Overall, Glencore has delivered more than $25-billion over the last five years to shareholders and believes with the market and the business set up like it is, it will be able to continue to provide good returns.

While Glencore is feeding the global energy transition with the copper, cobalt, nickel, zinc, and lithium, which it mines and trade, this is taking place amid fossil fuels losing 7% of the market share over 20 years, since 2004.

“That's true, but the world has spent nearly $10-trillion on the energy transition, and the use of fossil fuels has gone down from 85% to 79%. That's all that $10-trillion has managed to achieve, and when you look at it in absolute terms, the pie has grown.

“In fact, the use of absolute units of fossil fuels has gone up from 2004 to 2024 and thinking forward, you want to go build a nuclear power station today, we know Hinkley Point, here in the UK, is 20 years away, at least.

“If you want to build a gas-fired power station, you’ve got a five-year waiting time for a gas turbine.

“So, the need for fossil fuels, in particular high-quality steam coal in today's world is absolutely required, and that's where our strong conviction is that the demand for fossil fuels, in particular coal, will remain for a period to come.

“Going forward, that $10-trillion to be able to achieve what the world says they need to achieve, is, all of a sudden, $300-trillion, which is how much needs to be spent on the energy transition.

“We've all been seeing the numbers, the number of passenger vehicles, the number of solar panels, the number of wind turbines, whatever it may be, these need the commodities that we have.

“It cannot happen without the copper, the cobalt, the nickel, the aluminium, zinc, vanadium, and even steel-making coal and when you see that kind of spend to come, the need for these is absolutely critical,” Nagle emphasised.

On the copper demand outlook, Glencore intends feeding tons into a growing deficit to allow the company to maximise value from its existing business base and from projects.

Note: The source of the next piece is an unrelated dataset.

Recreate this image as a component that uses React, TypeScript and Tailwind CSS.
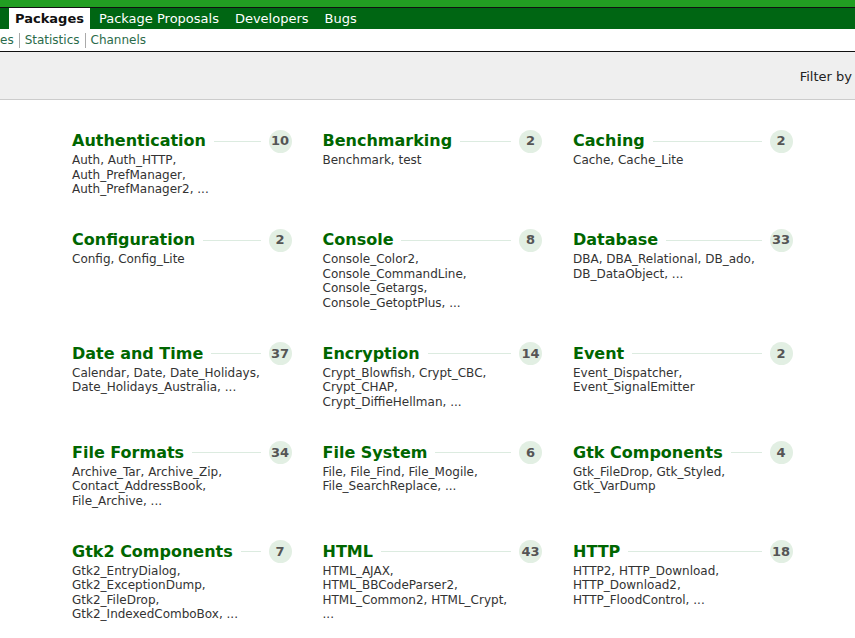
import React from 'react'

type Category = {
    name: string
    count: number
    packages: string[]
}

const categories: Category[] = [
    { name: 'Authentication', count: 10, packages: ['Auth, Auth_HTTP,', 'Auth_PrefManager,', 'Auth_PrefManager2, ...'] },
    { name: 'Benchmarking', count: 2, packages: ['Benchmark, test'] },
    { name: 'Caching', count: 2, packages: ['Cache, Cache_Lite'] },
    { name: 'Configuration', count: 2, packages: ['Config, Config_Lite'] },
    {
        name: 'Console',
        count: 8,
        packages: ['Console_Color2,', 'Console_CommandLine,', 'Console_Getargs,', 'Console_GetoptPlus, ...']
    },
    { name: 'Database', count: 33, packages: ['DBA, DBA_Relational, DB_ado,', 'DB_DataObject, ...'] },
    { name: 'Date and Time', count: 37, packages: ['Calendar, Date, Date_Holidays,', 'Date_Holidays_Australia, ...'] },
    { name: 'Encryption', count: 14, packages: ['Crypt_Blowfish, Crypt_CBC,', 'Crypt_CHAP,', 'Crypt_DiffieHellman, ...'] },
    { name: 'Event', count: 2, packages: ['Event_Dispatcher,', 'Event_SignalEmitter'] },
    { name: 'File Formats', count: 34, packages: ['Archive_Tar, Archive_Zip,', 'Contact_AddressBook,', 'File_Archive, ...'] },
    { name: 'File System', count: 6, packages: ['File, File_Find, File_Mogile,', 'File_SearchReplace, ...'] },
    { name: 'Gtk Components', count: 4, packages: ['Gtk_FileDrop, Gtk_Styled,', 'Gtk_VarDump'] },
    {
        name: 'Gtk2 Components',
        count: 7,
        packages: ['Gtk2_EntryDialog,', 'Gtk2_ExceptionDump,', 'Gtk2_FileDrop,', 'Gtk2_IndexedComboBox, ...']
    },
    { name: 'HTML', count: 43, packages: ['HTML_AJAX,', 'HTML_BBCodeParser2,', 'HTML_Common2, HTML_Crypt,', '...'] },
    { name: 'HTTP', count: 18, packages: ['HTTP2, HTTP_Download,', 'HTTP_Download2,', 'HTTP_FloodControl, ...'] }
]

const tabs = ['Package Proposals', 'Developers', 'Bugs']

const CategoryCard = ({ cat }: { cat: Category }) => (
    <div className="flex flex-col">
        <div className="flex items-center h-[22px]">
            <a href="#" className="text-[16px] font-bold text-[#006600] leading-[22px] whitespace-nowrap">
                {cat.name}
            </a>
            <div className="flex-1 h-px bg-[#dcebe0] mx-2" />
            <span className="flex items-center justify-center w-[23px] h-[23px] rounded-full bg-[#e2efe3] text-[13px] font-bold text-[#555555]">
                {cat.count}
            </span>
        </div>
        {/* package list */}
        <div className="mt-px text-[12px] leading-[14.5px] text-[#333333]">
            {cat.packages.map((line) => (
                <div key={line} className="whitespace-nowrap">
                    {line}
                </div>
            ))}
        </div>
    </div>
)

const App = () => {
    return (
        <div
            className="w-[855px] h-[638px] overflow-hidden bg-white"
            style={{ fontFamily: '"DejaVu Sans", Verdana, sans-serif' }}
        >
            {/* top bar */}
            <div className="h-[7px] bg-[#229e22]" />
            <div className="h-px bg-[#111111]" />
            <div className="flex items-stretch h-[21px] bg-[#006613] pl-[9px] gap-[2px]">
                <span className="flex items-center px-[6px] bg-white text-[13px] font-bold text-[#111111]">Packages</span>
                {tabs.map((tab) => (
                    <a key={tab} href="#" className="flex items-center px-[7px] text-[13px] text-white">
                        {tab}
                    </a>
                ))}
            </div>

            {/* sub nav */}
            <div className="flex items-center h-[22px] text-[12px] text-[#2b6b4a]">
                <a href="#" className="pr-[5px]">es</a>
                <a href="#" className="px-[5px] border-l border-[#aaaaaa] leading-[15px]">Statistics</a>
                <a href="#" className="px-[5px] border-l border-[#aaaaaa] leading-[15px]">Channels</a>
            </div>

            {/* filter band */}
            <div className="h-px bg-[#111111]" />
            <div className="flex items-center justify-end h-[48px] bg-[#efefef] border-b border-[#cccccc] pr-[3px] pt-[2px]">
                <span className="text-[13px] text-[#222222] whitespace-nowrap">Filter by</span>
            </div>

            {/* categories */}
            <div className="grid grid-cols-[repeat(3,219.5px)] gap-x-[31px] gap-y-[32.5px] pl-[72px] pt-[30px]">
                {categories.map((cat) => (
                    <CategoryCard key={cat.name} cat={cat} />
                ))}
            </div>
        </div>
    )
}

export default App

What has given comfort is that the copper price is beginning to reflect the oncoming copper deficit. Since the middle of 2024, copper prices have risen higher every year. Price spikes, which might be unnatural, are disliked but continual rises to the likes of $12 000/t, $13 000/t, $14 000/t are winning project response, "because you don't turn on a copper mine in five minutes. It does take time".

“Since April 24, we've started seeing a trend change and a step change in copper pricing, and over that period, we've seen buyers getting used to it. We don’t see much demand destruction, we don’t see buyer strikes.

“That's giving us the comfort to say that now is the time to sanction these projects. The copper from these projects can come into the market and not cannibalize our existing projects and continue to feed into the deficit,” Nagle explained as the company proceeded on a pathway to produce one-million tonnes of copper by 2028 and targeted the production of 1.6-million tons of copper by 2035

Expected is a 4% overall annual compound growth rate in copper equivalent production from 2026 level to 2029, with copper production itself expected to grow at 9.4% over this period.

Its copper projects are mostly brownfield and expected to be highly capital efficient. "We have a clear pathway for our base copper business to exceed one-million tonnes of annual production by the end of 2028, with a target to produce 1.6-million tonnes by 2035, which would make Glencore one of the largest copper producers in the world."

While steps on this journey have already been taken, coal is supporting the energy and infrastructure needs of today and tomorrow, while the distinctive marketing business continues to perform.